1. A magnetic element, comprising: a first magnetic core made of a ferrite material, wherein a magnetic permeability of the first magnetic core is higher than 700;a coil installed on the first magnetic core; anda second magnetic core formed by molding an alloy composition, wherein the coil and at least a portion of the first magnetic core are covered by the second magnetic core.

2. The magnetic element according to claim 1, wherein a magnetic permeability of the second magnetic core is lower than 125.

3. The magnetic element according to claim 1, wherein the alloy composition includes no plastic material.

4. The magnetic element according to claim 1, wherein the alloy composition includes an alloy powder and a gluing material.

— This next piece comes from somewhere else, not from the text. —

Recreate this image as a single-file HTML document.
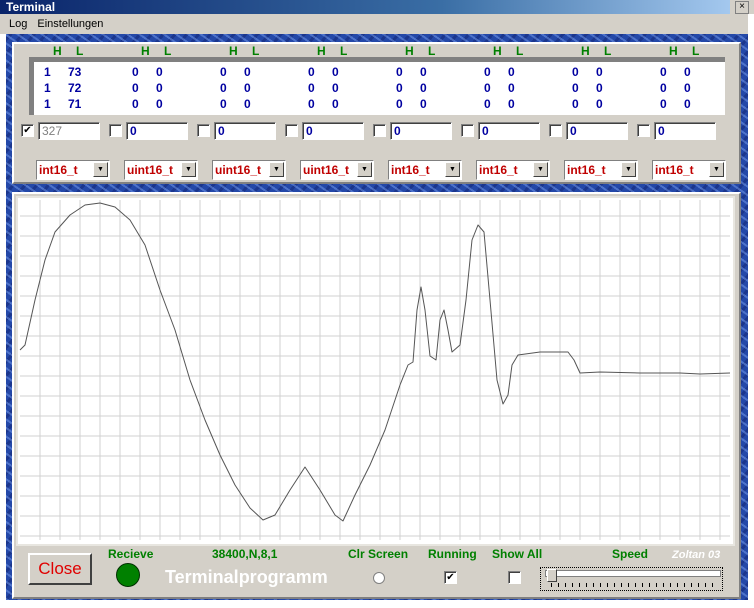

5. The magnetic element according to claim 1, wherein the first magnetic core comprises a winding part and a base plate, wherein the winding part is protruded from the base plate, the winding part and the base plate are integrally formed as a one-piece structure, and the coil is wound around the winding part.

6. The magnetic element according to claim 5, wherein the base plate comprises a top surface and a bottom surface, wherein the top surface and the bottom surface are opposed to each other, the winding part is protruded from the top surface of the base plate, and the coil, the top surface of the base plate and the winding part are covered by the second magnetic core.

7. The magnetic element according to claim 1, wherein the coil is a copper wire.

8. The magnetic element according to claim 1, wherein the magnetic element is operatable at a high frequency of 300 kHz, and the coil is a printed wiring board.

9. The magnetic element according to claim 1, wherein the magnetic element is an inductor.

10. The magnetic element according to claim 1, wherein an inductance of the magnetic element reaches 600 μH.